Sejenak aku berpikir. Kemudian aku jadi ingat dulu waktu pertama kali menginjakkan kakiku di bumi Kinanah ini. Saat aku jalan-jalan, dan emang kalo di Kairo ini segala sesuatu harus jalan kaki, berhubung ndak ada motor, heu..heu... Saat aku jalan-jalan, kadang aku ngeliat seorang cowok yang jalan berdua dengan seorang cewek. Saat itu, timbul pikiran negatifku. Hm.. ternyata, ada juga pacaran di sini, bukannya pacaran itu gak boleh karena mendekati zina? Praktis, kalau jalan bareng berdua itu kan udah khalwat?? Meski di situ banyak orang, toh orang lain gak dianggap keberadaannya bukan? “Dunia cuma milik berdua, yang lain Ngontrak!!” he...

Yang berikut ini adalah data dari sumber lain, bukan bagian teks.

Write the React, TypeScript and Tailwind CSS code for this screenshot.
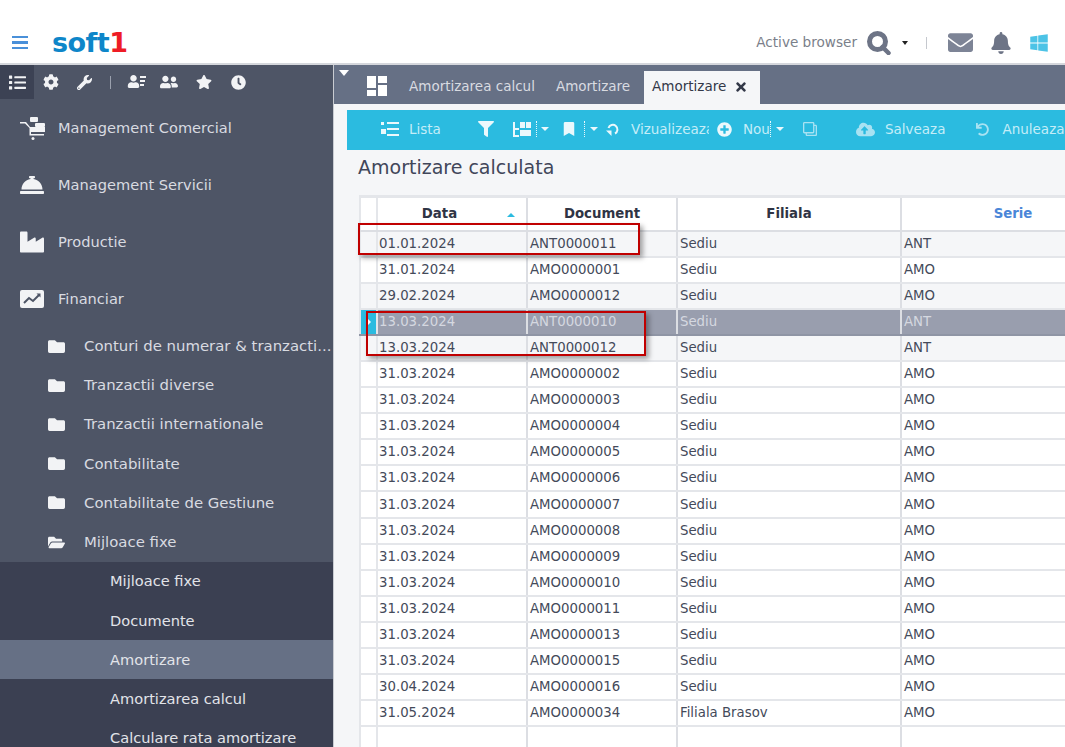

Dan aku pun punya pikiran agar jangan sampai jalan berdua ama siapapun. Termasuk yang cowok? He.. capede, ya gak lah. Karena kupikir, kalau kita jalan berdua aja sama cewek, itu udah masuk khalwat yang gak boleh dalam Islam. Kan bukan muhrim.. (ejaan Indonesia, padahal aslinya sih, mahram. Yang ngerti ilmu Sharaf pasti tau, kalau artinya beda bangett).
Khalwat gak sih??
Dulu aku sempet ngecap, bahwa siapapun dan apapun bentuknya, yang namanya jalan berdua, ya tetep aja jalan berdua. Khalwat tetep khalwat. Bahkan sampai kepada siapapun yang aku temui. Baik itu bener-bener nganterin pulang ato enggak, tetep kuanggap mereka itu udah khalwat. Apa bener niat kita nganterin pulang, bener-bener ‘cuma’ nganterin pulang? Atau ada hal lain? Itulah yang jadi landasanku selama ini.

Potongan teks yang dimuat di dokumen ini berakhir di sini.